In 2004, famed anime director Hideaki Anno adapted Go Nagai’s influential manga in a live action film (right); Studio Trigger, whose staff is composed primarily of people who worked with him at Gainax, re-adapted his adaptation into an anime that same year (left). This is not as uncommon as it may seem: not only do manga often get live action adaptations, but there are sometimes live action entries in media-mix franchises build around VNs (such as Higurashi no Naku Koro Ni, which has several — one of them a live-action adaptation of an OVA). Anno took stylistic conventions developed in the context of anime with him when he branched out into live action film; editing conventions like complex split screen, unusual or seemingly impossible camera positioning, and heavy use of match cuts on action dominate Cutie Honey 2004 to a greater extent than even earlier Cutie Honey anime adaptations. Anno only began making live action films once cameras became small enough to be positioned in the ways he imagined. His trademarks, seen in anime like Evangelion, would only appear in his live action work with Shin Godzilla: careful blocking of large formations of characters or machines, shot from above.
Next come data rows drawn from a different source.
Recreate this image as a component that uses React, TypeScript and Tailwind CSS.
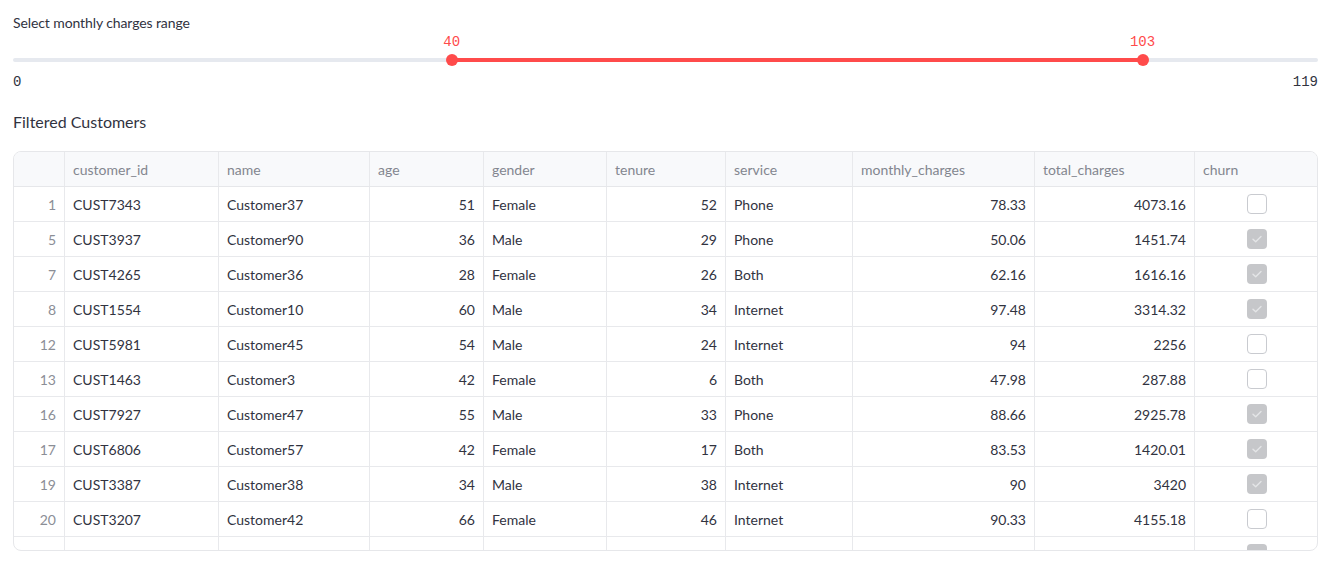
import React from 'react';

type Row = {
  idx: number;
  id: string;
  name: string;
  age: number;
  gender: string;
  tenure: number;
  service: string;
  monthly: string;
  total: string;
  churn: boolean;
};

const rows: Row[] = [
  { idx: 1, id: 'CUST7343', name: 'Customer37', age: 51, gender: 'Female', tenure: 52, service: 'Phone', monthly: '78.33', total: '4073.16', churn: false },
  { idx: 5, id: 'CUST3937', name: 'Customer90', age: 36, gender: 'Male', tenure: 29, service: 'Phone', monthly: '50.06', total: '1451.74', churn: true },
  { idx: 7, id: 'CUST4265', name: 'Customer36', age: 28, gender: 'Female', tenure: 26, service: 'Both', monthly: '62.16', total: '1616.16', churn: true },
  { idx: 8, id: 'CUST1554', name: 'Customer10', age: 60, gender: 'Male', tenure: 34, service: 'Internet', monthly: '97.48', total: '3314.32', churn: true },
  { idx: 12, id: 'CUST5981', name: 'Customer45', age: 54, gender: 'Male', tenure: 24, service: 'Internet', monthly: '94', total: '2256', churn: false },
  { idx: 13, id: 'CUST1463', name: 'Customer3', age: 42, gender: 'Female', tenure: 6, service: 'Both', monthly: '47.98', total: '287.88', churn: false },
  { idx: 16, id: 'CUST7927', name: 'Customer47', age: 55, gender: 'Male', tenure: 33, service: 'Phone', monthly: '88.66', total: '2925.78', churn: true },
  { idx: 17, id: 'CUST6806', name: 'Customer57', age: 42, gender: 'Female', tenure: 17, service: 'Both', monthly: '83.53', total: '1420.01', churn: true },
  { idx: 19, id: 'CUST3387', name: 'Customer38', age: 34, gender: 'Male', tenure: 38, service: 'Internet', monthly: '90', total: '3420', churn: true },
  { idx: 20, id: 'CUST3207', name: 'Customer42', age: 66, gender: 'Female', tenure: 46, service: 'Internet', monthly: '90.33', total: '4155.18', churn: false },
  { idx: 21, id: 'CUST4518', name: 'Customer61', age: 47, gender: 'Male', tenure: 41, service: 'Internet', monthly: '85.12', total: '3489.92', churn: true },
];

const cols = 'grid grid-cols-[51px_154px_151px_114px_123px_119px_127px_182px_160px_124px] h-[35px]';
const cell = 'h-full flex items-center px-2 border-r border-[#e8e9ec] last:border-r-0';

function Checkbox({ checked }: { checked: boolean }) {
  if (checked) {
    return (
      <div className="w-5 h-5 rounded-[4px] bg-[#c6c7ca] flex items-center justify-center">
        <svg width="14" height="14" viewBox="0 0 14 14" fill="none">
          <path d="M3 7.2l2.7 2.6L11 4.4" stroke="#e4e5e7" strokeWidth="1.4" strokeLinecap="round" strokeLinejoin="round" />
        </svg>
      </div>
    );
  }
  return <div className="w-5 h-5 rounded-[4px] bg-white border border-[#c9cbd0]" />;
}

function RangeSlider({ min, max, lo, hi }: { min: number; max: number; lo: number; hi: number }) {
  const pLo = ((lo - min) / (max - min)) * 100;
  const pHi = ((hi - min) / (max - min)) * 100;
  return (
    <div className="relative h-[62px]">
      <div className="absolute left-0 right-0 top-[25px] h-1 rounded-full bg-[#e6e9ef]" />
      <div className="absolute top-[25px] h-1 bg-[#ff4b4b]" style={{ left: `${pLo}%`, width: `${pHi - pLo}%` }} />
      {[{ p: pLo, v: lo }, { p: pHi, v: hi }].map((t) => (
        <div key={t.v} className="absolute top-0" style={{ left: `${t.p}%` }}>
          <div className="absolute -translate-x-1/2 top-[-1px] text-[14px] leading-[20px] text-[#ff4b4b] font-['Liberation_Mono',monospace]">{t.v}</div>
          <div className="absolute -translate-x-1/2 top-[21px] w-3 h-3 rounded-full bg-[#ff4b4b]" />
        </div>
      ))}
      <div className="absolute left-0 right-0 top-[39px] flex justify-between text-[14px] leading-[20px] text-[#31333f] font-['Liberation_Mono',monospace]">
        <span>{min}</span>
        <span>{max}</span>
      </div>
    </div>
  );
}

export default function App() {
  const headers = ['', 'customer_id', 'name', 'age', 'gender', 'tenure', 'service', 'monthly_charges', 'total_charges', 'churn'];
  return (
    <div className="min-h-screen bg-white px-[13px] pt-[13px] font-['Lato','Noto_Sans',sans-serif] text-[#31333f]">
      <div className="text-[14px] leading-[20px] tracking-[-0.1px]">Select monthly charges range</div>
      <RangeSlider min={0} max={119} lo={40} hi={103} />
      <div className="mt-[15px] text-[16px] leading-[24px]">Filtered Customers</div>
      <div className="mt-[17px] h-[400px] overflow-hidden rounded-lg border border-[#e6e7ea] text-[14px]">
        <div className={`${cols} bg-[#f8f9fb] border-b border-[#e6e7ea] text-[#83868f]`}>
          {headers.map((h, i) => (
            <div key={i} className={cell}>{h}</div>
          ))}
        </div>
        {rows.map((r) => (
          <div key={r.idx} className={`${cols} border-b border-[#e8e9ec]`}>
            <div className={`${cell} justify-end text-[#8b8e96]`}>{r.idx}</div>
            <div className={cell}>{r.id}</div>
            <div className={cell}>{r.name}</div>
            <div className={`${cell} justify-end`}>{r.age}</div>
            <div className={cell}>{r.gender}</div>
            <div className={`${cell} justify-end`}>{r.tenure}</div>
            <div className={cell}>{r.service}</div>
            <div className={`${cell} justify-end`}>{r.monthly}</div>
            <div className={`${cell} justify-end`}>{r.total}</div>
            <div className={`${cell} justify-center`}>
              <Checkbox checked={r.churn} />
            </div>
          </div>
        ))}
      </div>
    </div>
  );
}
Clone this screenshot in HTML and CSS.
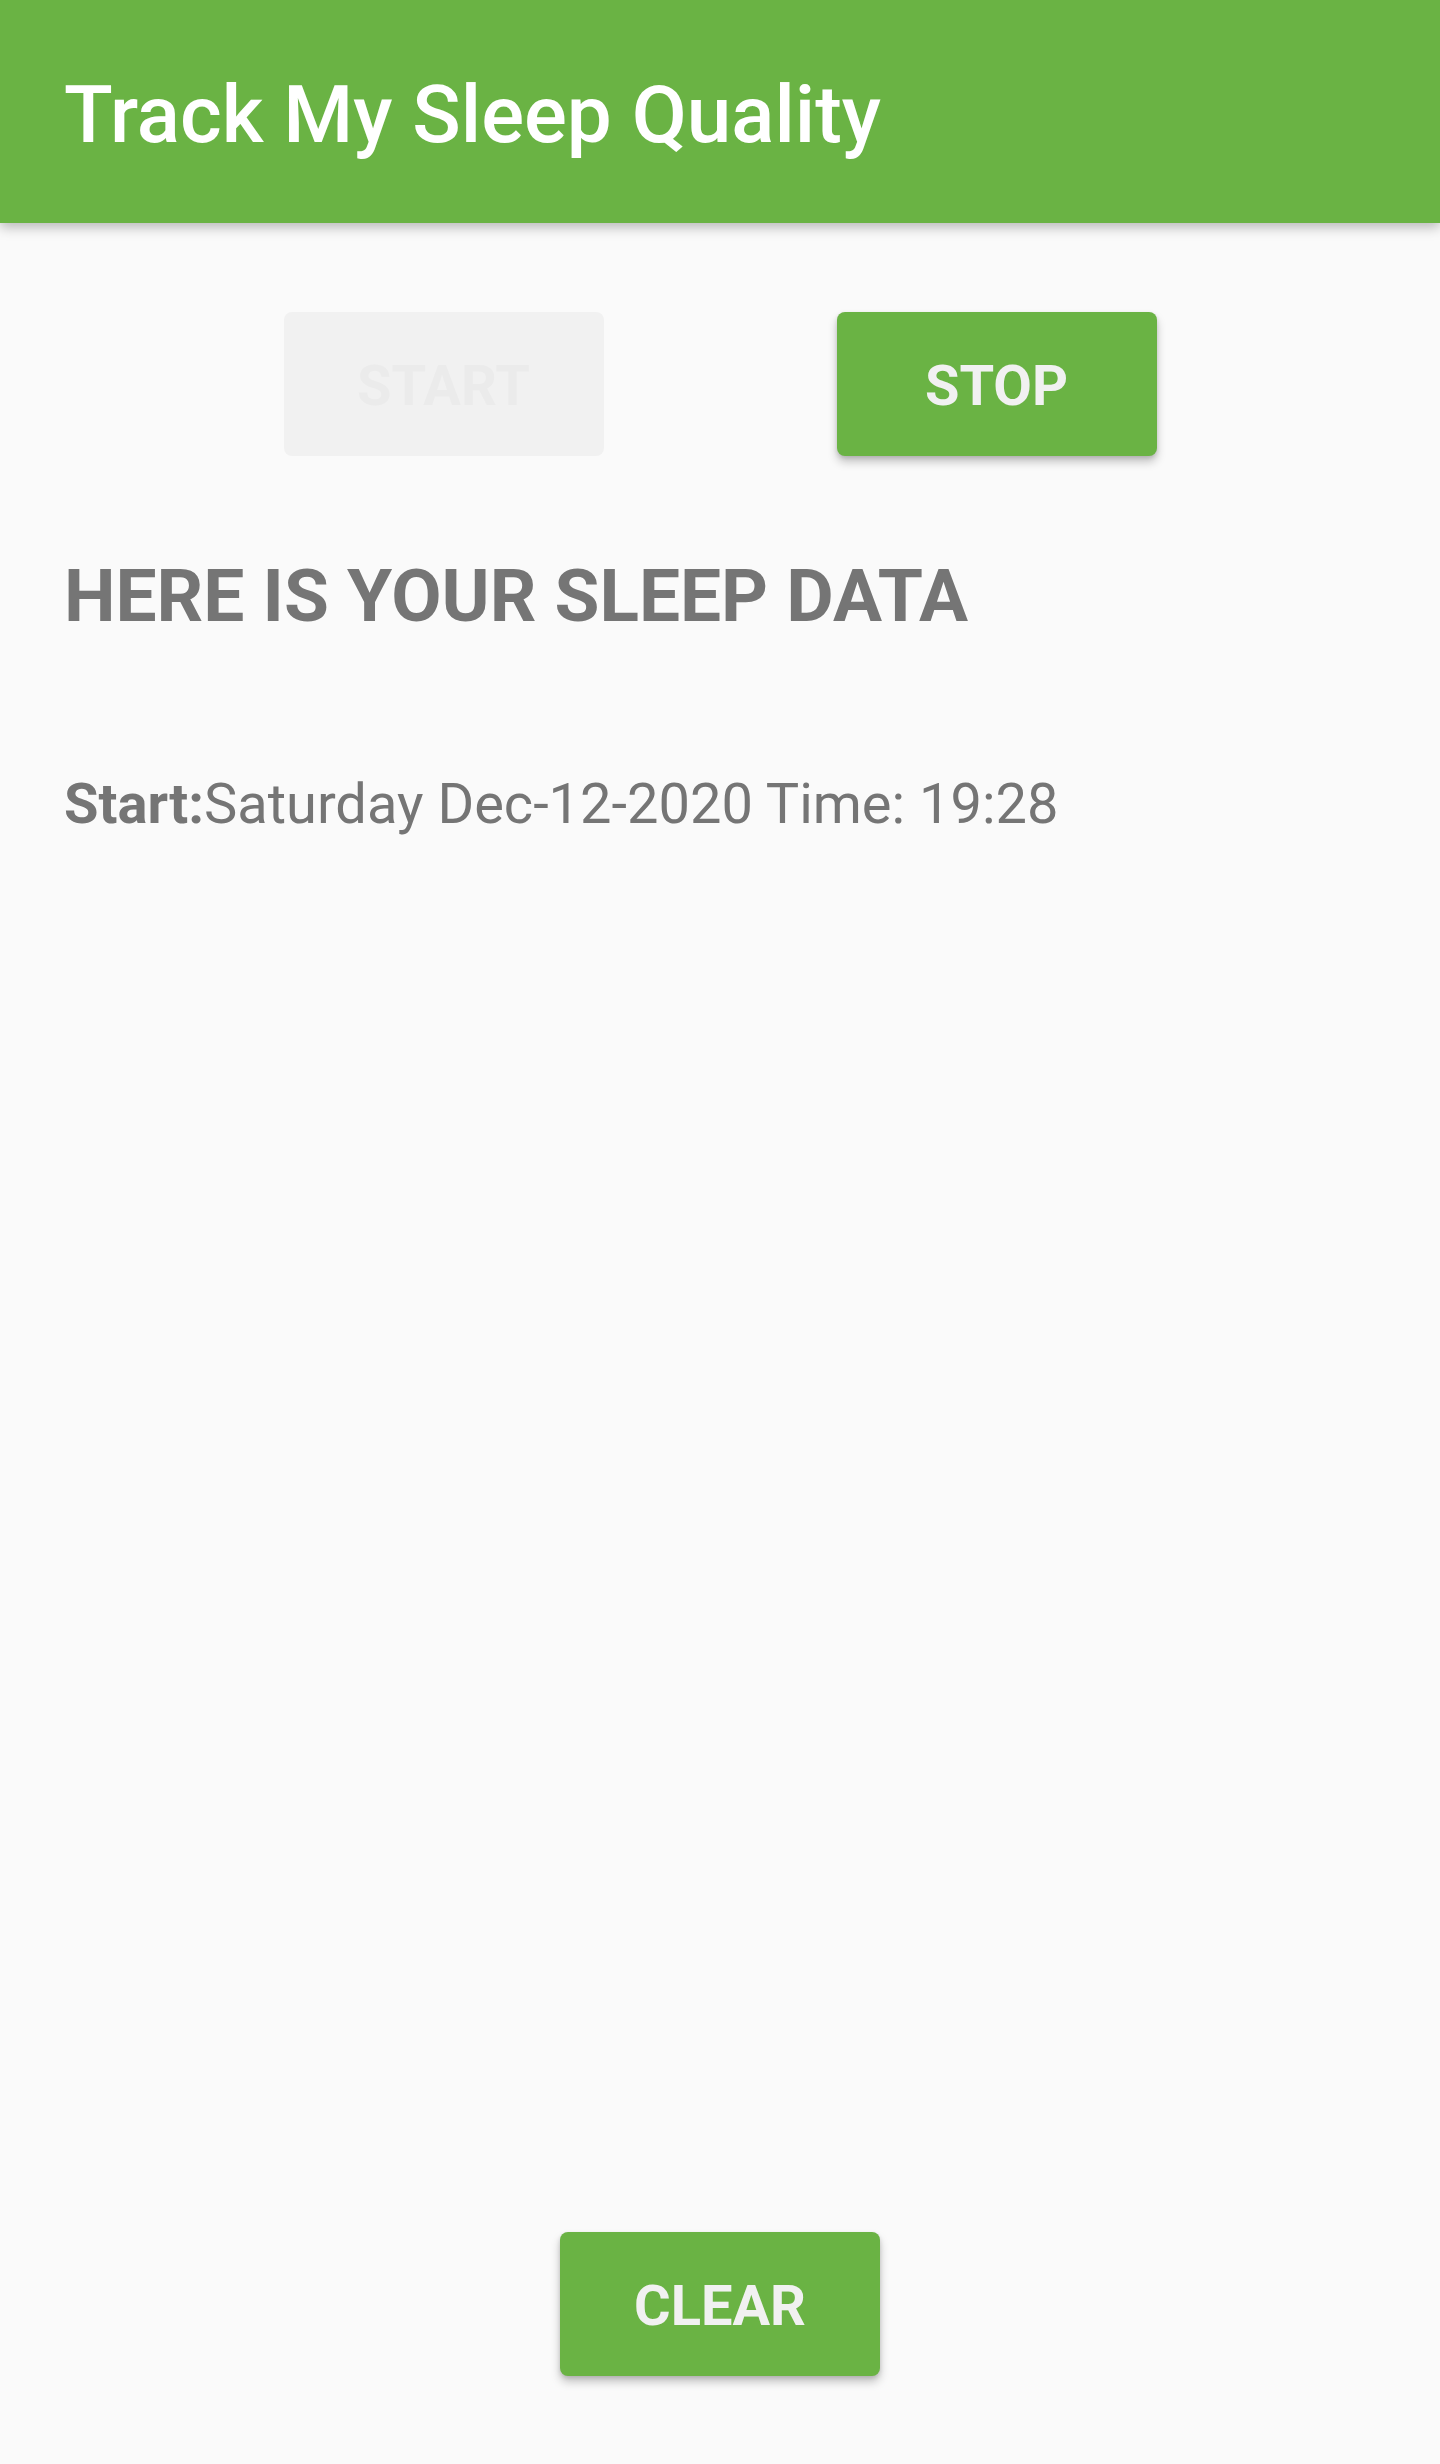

Here’s my provisional definition of what makes something anime:

  1. in situations where realism conflicts with efficient communication, anime will choose efficient communication
  2. in situations where it is more efficient to invoke a trope than to reinvent it, anime will invoke that trope, unless reinventing the trope is necessary for the subversion it intends to produce
  3. anime is in conversation with other anime, in terms of multiple lineages of tropes
  4. anime is in conversation with non-anime media

In other words:

Anime is a form of animation created by anime fans for an audience of anime fans.